55.000 Quadratmeter, sagt der Reiseführer, fast 5.000 Totenhäuser. Häuser, keine Erdgräber. Erbaut aus Stein und Marmor, im Jugendstil oder modern, den Wohnhäusern der Lebenden nachempfunden, mehrere Stockwerke oberirdisch, mehrere unterirdisch. Teils gigantische Monumente für jene, die sich selbst auch im Tod noch darstellen wollen: der alte General mit einer überlebensgroßen Statue seiner selbst neben kleineren Familienmausoleen, um die sich seit scheinbar Jahrzehnten niemand mehr kümmert. Ein leichtes Gruseln überkommt einen, wenn man durch die zerbrochenen Scheiben auf die gestapelten Särge blickt, die großteils überirdisch gelegt sind, so nahe, daß man sie mit der ausgestreckten Hand berühren kann. Bei manchen meint man, die Knochen der Toten sehen zu können, wenn nicht nur die Fensterscheiben, sondern auch ein Sargdeckel zerbrochen ist. Der Modergeruch, der aus Kammern aufsteigt, ist jedenfalls echt.
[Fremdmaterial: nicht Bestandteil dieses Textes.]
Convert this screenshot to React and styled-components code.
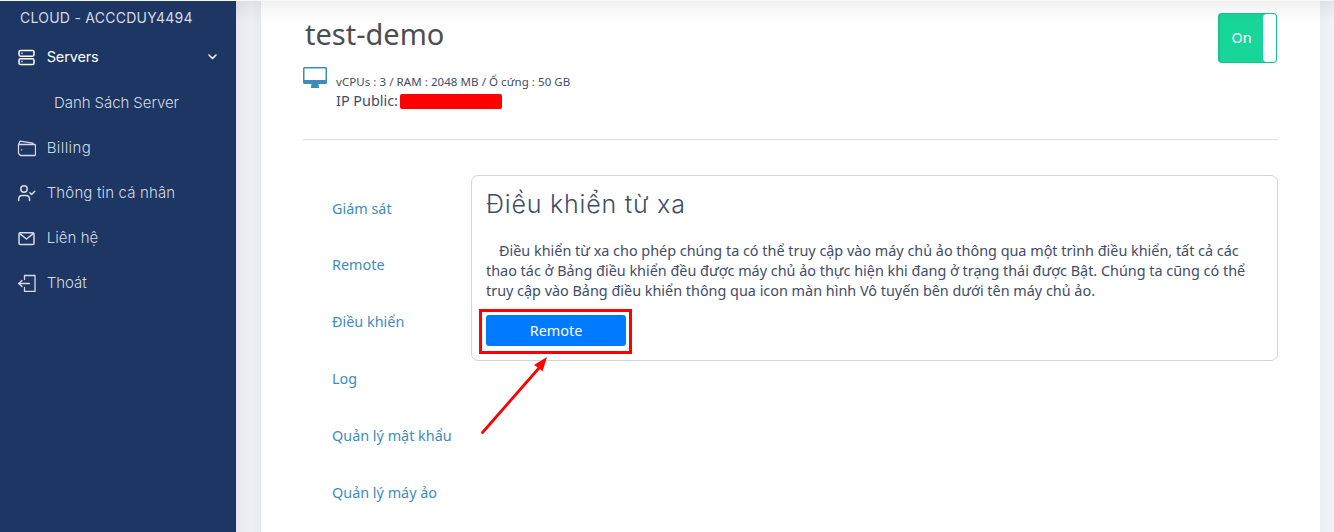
import React from 'react';
import styled, { createGlobalStyle } from 'styled-components';

const Global = createGlobalStyle`
  * { box-sizing: border-box; }
  body { margin: 0; overflow: hidden; background: #eeeff5; }
`;

const ui = '"Noto Sans", "Open Sans", sans-serif';
const display = 'Inter, "Open Sans", sans-serif';

const Page = styled.div`
  position: relative;
  display: flex;
  width: 1334px;
  height: 532px;
  padding-right: 14px;
  overflow: hidden;
  background: linear-gradient(90deg, #e6e7ed 236px, #edeef3 246px, #eeeff5 252px, #e9eaf0 261px, #eceef4 1320px, #f2f3f8 1334px);
  color: #3f4d67;
  font-family: ${ui};
`;

const TopShade = styled.div`
  position: absolute;
  top: 0;
  left: 236px;
  right: 0;
  height: 22px;
  background: linear-gradient(rgba(0, 0, 0, 0.06), rgba(0, 0, 0, 0));
  pointer-events: none;
`;

const TopLine = styled.div`
  position: absolute;
  top: 0;
  left: 0;
  right: 0;
  height: 1px;
  background: #f7f8fa;
`;

const Sidebar = styled.aside`
  flex: 0 0 236px;
  margin-right: 25px;
  background: #1d3664;
  color: #d6dbe3;
  font-family: ${display};
`;

const Account = styled.div`
  height: 34px;
  padding: 1px 0 0 20px;
  font-size: 14px;
  line-height: 34px;
  letter-spacing: ${(p) => p.$ls}px;
  white-space: nowrap;
`;

const MenuItem = styled.div`
  display: flex;
  align-items: center;
  height: 45px;
  padding: ${(p) => (p.$sub ? '0 19px 0 54px' : '0 19px 0 17px')};
  color: ${(p) => (p.$active ? '#ffffff' : 'inherit')};
  font-size: ${(p) => (p.$active ? 14.5 : 15)}px;
  font-weight: ${(p) => (p.$active ? 400 : 300)};

  &:nth-child(2) { height: 46px; }
`;

const MenuLabel = styled.span`
  flex: 1;
  margin-top: ${(p) => (p.$active ? -1 : 0)}px;
  margin-left: ${(p) => (p.$sub ? 0 : 10.7)}px;
  letter-spacing: ${(p) => p.$ls}px;
  white-space: nowrap;
`;

const Icon = styled.svg`
  flex: none;
  display: block;
  fill: none;
  stroke: currentColor;
  stroke-width: ${(p) => p.$weight || 1.5};
  stroke-linecap: round;
  stroke-linejoin: round;
`;

const Card = styled.main`
  flex: 1;
  padding: 13px 42px 0;
  background: #ffffff;
`;

const Header = styled.header`
  display: flex;
  justify-content: space-between;
  height: 127px;
  border-bottom: 1px solid #e2e3e6;
`;

const Title = styled.h1`
  margin: 0 0 0 2px;
  color: #4b4d50;
  font-size: 29px;
  font-weight: 400;
  line-height: 42px;
`;

const Server = styled.div`
  display: flex;
  gap: 9px;
  margin-top: 12px;
`;

const Spec = styled.div`
  margin-top: 6px;
  font-size: 11.5px;
  line-height: 18px;
  letter-spacing: 0.06px;
  white-space: nowrap;
`;

const Address = styled.div`
  display: flex;
  align-items: center;
  gap: 2.5px;
  font-size: 14.4px;
  line-height: 20px;
`;

const Redacted = styled.span`
  width: 102px;
  height: 15px;
  border-radius: 2px;
  background: #ff0000;
`;

const Toggle = styled.div`
  display: flex;
  width: 59px;
  height: 50px;
  margin-right: 1px;
  border: 1px solid #13c68b;
  border-left-width: 2px;
  border-radius: 4px;
  background: #18d59a;
  color: #ffffff;
  font-size: 14.4px;
  line-height: 47px;
`;

const ToggleText = styled.span`
  flex: 1;
  padding-left: 11.5px;
`;

const Handle = styled.span`
  width: 13px;
  border-radius: 4px 3px 3px 4px;
  background: #ffffff;
`;

const Body = styled.div`
  display: flex;
  align-items: flex-start;
  padding-top: 35px;
`;

const Tabs = styled.nav`
  flex: 0 0 168px;
  display: flex;
  flex-direction: column;
  padding: 4.7px 0 0 29px;
`;

const Tab = styled.a`
  height: 56.77px;
  color: #3c8dbc;
  font-size: 14.4px;
  line-height: 57px;
  white-space: nowrap;
`;

const Panel = styled.section`
  flex: 1;
  height: 186px;
  padding: 11px 14px;
  border: 1px solid #d4d4e1;
  border-radius: 7px;
`;

const PanelTitle = styled.h2`
  margin: 0;
  font-family: ${display};
  font-size: 25px;
  font-weight: 300;
  line-height: 34px;
  letter-spacing: 0.8px;
`;

const Copy = styled.p`
  margin: 20px 0 14px;
  font-size: 14.4px;
  line-height: 20px;
`;

const Line = styled.span`
  display: block;
  padding-left: ${(p) => (p.$indent ? 13 : 0)}px;
  white-space: nowrap;
`;

const Anchor = styled.div`
  position: relative;
  width: 140px;
`;

const Button = styled.button`
  display: block;
  width: 140px;
  height: 31px;
  padding: 0;
  border: 0;
  border-radius: 3px;
  background: #007bff;
  color: #ffffff;
  font-family: ${ui};
  font-size: 14.4px;
  line-height: 31px;
`;

const Outline = styled.div`
  position: absolute;
  top: -6px;
  left: -7px;
  width: 153px;
  height: 45px;
  border: 3px solid #ff0000;
`;

const Arrow = styled.svg`
  position: absolute;
  top: 40px;
  left: -8px;
`;

const ServersIcon = () => (
  <Icon width="19" height="18" viewBox="0 0 19 18">
    <rect x="2" y="2.4" width="15" height="5.8" rx="1.6" />
    <rect x="2" y="10.8" width="15" height="5.8" rx="1.6" />
    <path d="M5 5.2h.1M5 13.6h.1" />
  </Icon>
);

const WalletIcon = () => (
  <Icon width="19" height="19" viewBox="0 0 19 19" $weight={1.3}>
    <path d="M1.5 6.5h16a1 1 0 0 1 1 1v9a1 1 0 0 1-1 1H3.5l-2-2V6.500L3 3.200 16 5.200v1.300" />
    <path d="M4.5 11.8h.3" />
  </Icon>
);

const UserIcon = () => (
  <Icon width="19" height="19" viewBox="0 0 19 19">
    <circle cx="7" cy="6" r="3.2" />
    <path d="M1.7 17.5V16a3.6 3.6 0 0 1 3.6-3.5h3.6a3.6 3.6 0 0 1 3.6 3.5v1.500M12.900 9.800l1.700 1.700 3.200-3.200" />
  </Icon>
);

const MailIcon = () => (
  <Icon width="19" height="19" viewBox="0 0 19 19">
    <rect x="2" y="4.7" width="15" height="11.8" rx="1.3" />
    <path d="M2.7 5.6l6.800 5.400 6.800-5.400" />
  </Icon>
);

const ExitIcon = () => (
  <Icon width="19" height="19" viewBox="0 0 19 19" $weight={1.3}>
    <path d="M7.5 6.500v-4h10.500v16H7.500v-4M12.500 10.500h-11M5 7.500l-3.300 3 3.300 3" />
  </Icon>
);

const Chevron = () => (
  <Icon width="9" height="6" viewBox="0 0 9 6">
    <path d="M1 1l3.5 3.5L8 1" />
  </Icon>
);

const Monitor = () => (
  <svg width="24" height="21" viewBox="0 0 24 21" fill="#3c8dbc">
    <path fillRule="evenodd" d="M1.5 0h21A1.5 1.5 0 0 1 24 1.5V15.5a1.5 1.5 0 0 1-1.5 1.5H15.5L16 20v1H8v-1l.5-3H1.5A1.5 1.5 0 0 1 0 15.5V1.5A1.5 1.5 0 0 1 1.5 0zM1.5 1.5V13h21V1.5z" />
  </svg>
);

const menu = [
  { label: 'Servers', icon: ServersIcon, active: true, ls: -0.15 },
  { label: 'Danh Sách Server', sub: true, ls: -0.07 },
  { label: 'Billing', icon: WalletIcon, ls: 0.4 },
  { label: 'Thông tin cá nhân', icon: UserIcon, ls: 0.15 },
  { label: 'Liên hệ', icon: MailIcon, ls: 0.05 },
  { label: 'Thoát', icon: ExitIcon, ls: 0 },
];

const tabs = ['Giám sát', 'Remote', 'Điều khiển', 'Log', 'Quản lý mật khẩu', 'Quản lý máy ảo'];

export default function App() {
  return (
    <Page>
      <Global />
      <Sidebar>
        <Account $ls={0.25}>CLOUD - ACCCDUY4494</Account>
        {menu.map(({ label, icon: Glyph, active, sub, ls }) => (
          <MenuItem key={label} $active={active} $sub={sub}>
            {Glyph && <Glyph />}
            <MenuLabel $sub={sub} $active={active} $ls={ls}>{label}</MenuLabel>
            {active && <Chevron />}
          </MenuItem>
        ))}
      </Sidebar>
      <Card>
        <Header>
          <div>
            <Title>test-demo</Title>
            <Server>
              <Monitor />
              <div>
                <Spec>vCPUs : 3 / RAM : 2048 MB / Ổ cứng : 50 GB</Spec>
                <Address>IP Public: <Redacted /></Address>
              </div>
            </Server>
          </div>
          <Toggle>
            <ToggleText>On</ToggleText>
            <Handle />
          </Toggle>
        </Header>
        <Body>
          <Tabs>
            {tabs.map((label) => <Tab key={label}>{label}</Tab>)}
          </Tabs>
          <Panel>
            <PanelTitle>Điều khiển từ xa</PanelTitle>
            <Copy>
              <Line $indent>Điều khiển từ xa cho phép chúng ta có thể truy cập vào máy chủ ảo thông qua một trình điều khiển, tất cả các</Line>
              <Line>thao tác ở Bảng điều khiển đều được máy chủ ảo thực hiện khi đang ở trạng thái được Bật. Chúng ta cũng có thể</Line>
              <Line>truy cập vào Bảng điều khiển thông qua icon màn hình Vô tuyến bên dưới tên máy chủ ảo.</Line>
            </Copy>
            <Anchor>
              <Button>Remote</Button>
              <Outline />
              <Arrow width="74" height="82" viewBox="0 0 74 82">
                <path d="M4.5 77.5L61 13" stroke="#ff0000" strokeWidth="2.8" strokeLinecap="round" />
                <path d="M69 2L64.500 16.500L61.500 13.500L56 10z" fill="#ff0000" />
              </Arrow>
            </Anchor>
          </Panel>
        </Body>
      </Card>
      <TopShade />
      <TopLine />
    </Page>
  );
}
Und über allem trohnen die Engel. Hunderte, tausende. Sie stehen vor, neben und auf den Dächern der Häuser und wachen über die Toten.
Schon jetzt bereue ich es, pünktlich heimfliegen zu müssen. Das Gepäck ist mittlerweile eingetroffen und hätte ich die Option, ein paar Wochen zu verlängern, ich würde kurzerhand hierbleiben. Buenos Aires beginnt, seinen Zauber zu entfalten. Dem mörderischen Verkehr zum Trotz geht es eher gemütlich zu in dieser Stadt. Niemand hetzt. Auch wir nicht:
Zumindest die Hunde müssen sie haben, die buenos aires, und es muß reichlich davon geben. Denn wenn es eine Stadt gibt, die den Namen der Hochburg der Hundehäuferl verdient hat, dann diese. Auch wenn die Wiener jetzt aufschreien und diesen Kosenamen ihrer Lieblingsstadt zugeordnet wissen wollen: nein, ihr Lieben. Gegen Buenos Aires ist Wien ein Pekinesenfurz, aber ein windiger und kein gehaltvoller! Ist auch kein Wunder, denn das Verhältnis von Asphalt zu Grün ist relativ einseitig in dieser Stadt mit 13 Millionen Einwohnern, deren Bevölkerungsdichte größer als die von Tokio ist; und Plastiksackerl kennt man hier nur vom Einkaufen.